Mr. Swepston had said that it was remarkable that so many indigenous people had retained their culture and land despite changes but Ms. Ohorella denied that it was ever possible for an indigenous people to survive without retaining its land. In her own situation the Indonesian Javanese had invaded her country because of the natural resources – Gold, spices, uranium and oil.
Surprising issues
Peruvian Mr. A. Bacal of the Centre for Peace described the Zapatero movement in a case again reminiscent of that of Western Sahara. In this instance a UN plan of sustainable human development in Mexico could not be implemented because the Mexican government are pursuing a neo-liberal policy and will not agree to the UN financing of the scheme
Interesting questions
Not surprisingly much of the discussion focused on Mr. Swepston’s denial that land does not belong to the people but belongs to the state. Questions were asked about who made a state if not the people but this point had already been covered many times during previous sessions and
Mr. Swepston’s answer that a state and people are not identical by any means was not therefore a new statement.
Further discussion centred on what indigenous people can do if they cannot make trips to conferences to Geneva, etc. This question was seconded by Ms. Ohorella and it again fell to
Mr. Swepston to respond Mr.

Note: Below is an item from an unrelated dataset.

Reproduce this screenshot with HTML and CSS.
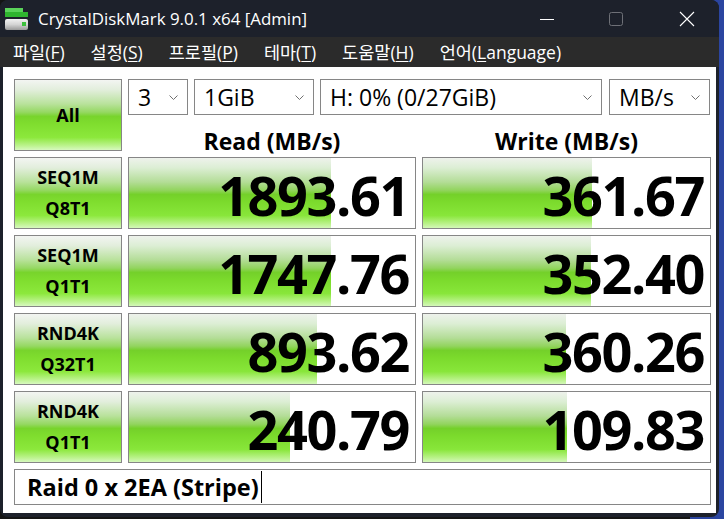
FILE: index.html
```html
<!DOCTYPE html>
<html lang="ko">
<head>
<meta charset="utf-8">
<title>CrystalDiskMark 9.0.1 x64 [Admin]</title>
<link rel="stylesheet" href="styles.css">
</head>
<body>
<div class="window">
  <div class="titlebar">
    <svg class="app-icon" width="24" height="24" viewBox="0 0 24 24">
      <defs>
        <linearGradient id="disk" x1="0" y1="0" x2="0" y2="1">
          <stop offset="0" stop-color="#f2f2f2"/>
          <stop offset="0.5" stop-color="#d4d4d4"/>
          <stop offset="1" stop-color="#9a9a9a"/>
        </linearGradient>
      </defs>
      <rect x="0" y="1" width="18" height="4" fill="#5ad35a"/>
      <rect x="0" y="5" width="23" height="5" fill="#2fb52f"/>
      <rect x="0" y="12" width="23" height="11" rx="2" fill="url(#disk)"/>
      <rect x="17" y="15" width="4" height="4" fill="#3cbf3c"/>
    </svg>
    <span class="title">CrystalDiskMark 9.0.1 x64 [Admin]</span>
    <div class="controls">
      <svg width="16" height="16" viewBox="0 0 16 16"><path d="M1 8.5 H15" stroke="#ffffff" stroke-width="1"/></svg>
      <svg class="ctl-max" width="16" height="16" viewBox="0 0 16 16"><rect x="1.5" y="1.5" width="13" height="13" rx="2" fill="none" stroke="#6e7077" stroke-width="1"/></svg>
      <svg class="ctl-close" width="16" height="16" viewBox="0 0 16 16"><path d="M1 1 L15 15 M15 1 L1 15" stroke="#ffffff" stroke-width="1.1"/></svg>
    </div>
  </div>
  <div class="menubar">
    <span class="menu">파일(<u>F</u>)</span>
    <span class="menu">설정(<u>S</u>)</span>
    <span class="menu">프로필(<u>P</u>)</span>
    <span class="menu">테마(<u>T</u>)</span>
    <span class="menu">도움말(<u>H</u>)</span>
    <span class="menu">언어(<u>L</u>anguage)</span>
  </div>
  <div class="client">
    <div class="grid">
      <div class="btn all">All</div>
      <div class="top-area">
        <div class="selects">
          <div class="select s-count"><span>3</span><svg width="9" height="5" viewBox="0 0 9 5"><path d="M0.5 0.5 L4.5 4.5 L8.5 0.5" stroke="#707070" fill="none"/></svg></div>
          <div class="select s-size"><span>1GiB</span><svg width="9" height="5" viewBox="0 0 9 5"><path d="M0.5 0.5 L4.5 4.5 L8.5 0.5" stroke="#707070" fill="none"/></svg></div>
          <div class="select s-drive"><span>H: 0% (0/27GiB)</span><svg width="9" height="5" viewBox="0 0 9 5"><path d="M0.5 0.5 L4.5 4.5 L8.5 0.5" stroke="#707070" fill="none"/></svg></div>
          <div class="select s-unit"><span>MB/s</span><svg width="9" height="5" viewBox="0 0 9 5"><path d="M0.5 0.5 L4.5 4.5 L8.5 0.5" stroke="#707070" fill="none"/></svg></div>
        </div>
        <div class="headers">
          <div class="head">Read (MB/s)</div>
          <div class="head">Write (MB/s)</div>
        </div>
      </div>

      <div class="btn label">SEQ1M<br>Q8T1</div>
      <div class="cell" style="--fill:202px">1893.61</div>
      <div class="cell" style="--fill:169px">361.67</div>

      <div class="btn label">SEQ1M<br>Q1T1</div>
      <div class="cell" style="--fill:202px">1747.76</div>
      <div class="cell" style="--fill:168px">352.40</div>

      <div class="btn label">RND4K<br>Q32T1</div>
      <div class="cell" style="--fill:188px">893.62</div>
      <div class="cell" style="--fill:143px">360.26</div>

      <div class="btn label">RND4K<br>Q1T1</div>
      <div class="cell" style="--fill:161px">240.79</div>
      <div class="cell" style="--fill:144px">109.83</div>

      <div class="comment">Raid 0 x 2EA (Stripe)<span class="caret"></span></div>
    </div>
  </div>
</div>
</body>
</html>
```
FILE: styles.css
```css
html, body {
  margin: 0;
  padding: 0;
}
body {
  width: 724px;
  height: 519px;
  overflow: hidden;
  background: linear-gradient(to right, #141414 0, #141414 690px, #2b45a0 690px);
  font-family: "Open Sans", "Noto Sans CJK KR", sans-serif;
}
.window {
  width: 719px;
  height: 517px;
  border-radius: 8px;
  overflow: hidden;
  background: #1d212b;
  display: flex;
  flex-direction: column;
}
.titlebar {
  height: 37px;
  display: flex;
  align-items: center;
  background: #1d212b;
  color: #ffffff;
  flex: none;
}
.app-icon {
  margin-left: 5px;
  margin-right: 9px;
  flex: none;
}
.title {
  font-size: 16.9px;
}
.controls {
  margin-left: auto;
  display: flex;
  align-items: center;
  margin-right: 24px;
}
.controls svg { display: block; }
.ctl-max { margin-left: 53px; }
.ctl-close { margin-left: 55px; }

.menubar {
  box-sizing: border-box;
  height: 30px;
  background: #2b2b2b;
  color: #ffffff;
  display: flex;
  align-items: center;
  padding-left: 0;
  padding-top: 1px;
  font-size: 17.5px;
  flex: none;
}
.menu {
  padding: 0 13px;
  white-space: nowrap;
  line-height: 1;
}
.menu u {
  text-underline-offset: 2px;
}

.client {
  flex: 1;
  background: #ffffff;
  margin: 0 3px 4px 3px;
  padding: 12px 0 0 11px;
}
.grid {
  display: grid;
  grid-template-columns: 108px 288px 289px;
  grid-template-rows: 72px 72px 72px 72px 72px 36px;
  gap: 6px;
}
.btn, .cell, .select, .comment {
  box-sizing: border-box;
  border: 1px solid #868686;
}
.btn {
  display: flex;
  align-items: center;
  justify-content: center;
  text-align: center;
  font-weight: 700;
  color: #000;
  background: linear-gradient(to bottom, #f3f5f2 0%, #e2eedc 14%, #b9e29c 34%, #95d862 46%, #78d42c 52%, #7fdd2e 62%, #8ce83c 82%, #b9f288 93%, #d7f9bf 100%);
}
.all {
  font-size: 18px;
}
.label {
  font-size: 18px;
  line-height: 31px;
  padding-top: 0;
}
.top-area {
  grid-column: 2 / 4;
  display: flex;
  flex-direction: column;
}
.selects {
  display: flex;
  height: 36px;
  gap: 6px;
}
.select {
  height: 36px;
  display: flex;
  align-items: center;
  justify-content: space-between;
  padding: 0 9px 0 9px;
  font-size: 23px;
  color: #000;
  background: #fff;
}
.select span { line-height: 1; }
.select svg { display: block; margin-top: 1px; }
.s-count { width: 60px; }
.s-size { width: 120px; }
.s-drive { width: 282px; }
.s-unit { width: 101px; margin-left: 1px; }
.headers {
  display: grid;
  grid-template-columns: 288px 289px;
  gap: 6px;
  flex: 1;
}
.head {
  display: flex;
  align-items: center;
  justify-content: center;
  font-size: 23px;
  font-weight: 700;
  padding-top: 15px;
  line-height: 1;
}
.cell {
  display: flex;
  align-items: center;
  justify-content: flex-end;
  padding: 3px 6px 0 0;
  font-size: 54px;
  font-weight: 700;
  letter-spacing: -1.4px;
  color: #000;
  background-color: #fff;
  background-image: linear-gradient(to bottom, #eef2ec 0%, #dceed4 14%, #b4dd98 34%, #92d45e 46%, #74d02a 52%, #7bda2c 62%, #88e63a 82%, #b6f184 93%, #d3f8b8 100%);
  background-repeat: no-repeat;
  background-size: var(--fill) 100%;
  line-height: 1;
}
.comment {
  grid-column: 1 / 4;
  display: flex;
  align-items: center;
  padding-left: 12px;
  font-size: 23.5px;
  font-weight: 700;
  color: #000;
  background: #fff;
}
.caret {
  display: inline-block;
  width: 1px;
  height: 32px;
  background: #000;
  margin-left: 2px;
}
```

Swepston said that in actual fact the last fifteen years had seen mobilisation and very effective recognition of indigenous people on the world stage and this would and should continue.
A question was addressed to Mr. Swepston from a member of a Kenyan ethnic minority about what it was possible to do if a country had not ratified a convention, as in the case of Kenya and ILO 169.
Mr. Swepston, echoing comments by Joshua Cooper earlier in the week, said that it was the responsibility of Kenyan’s themselves to apply pressure to the Kenyan government internally and only then for the international community to apply it externally.
Conclusions
Thus the third and final session of the day ended with a very sombre legal examination of land. The main unresolved issue of the day was over the ability of an oppressive state to ignore international law, but
Mr. Swepston’s faith in the ability of international pressure, alleviated that concern to some degree.
Having thus examined the nature of self-determination and the mechanisms available and their operation the working group could then move into the final day’s discussion concerning what civil societies could actually do.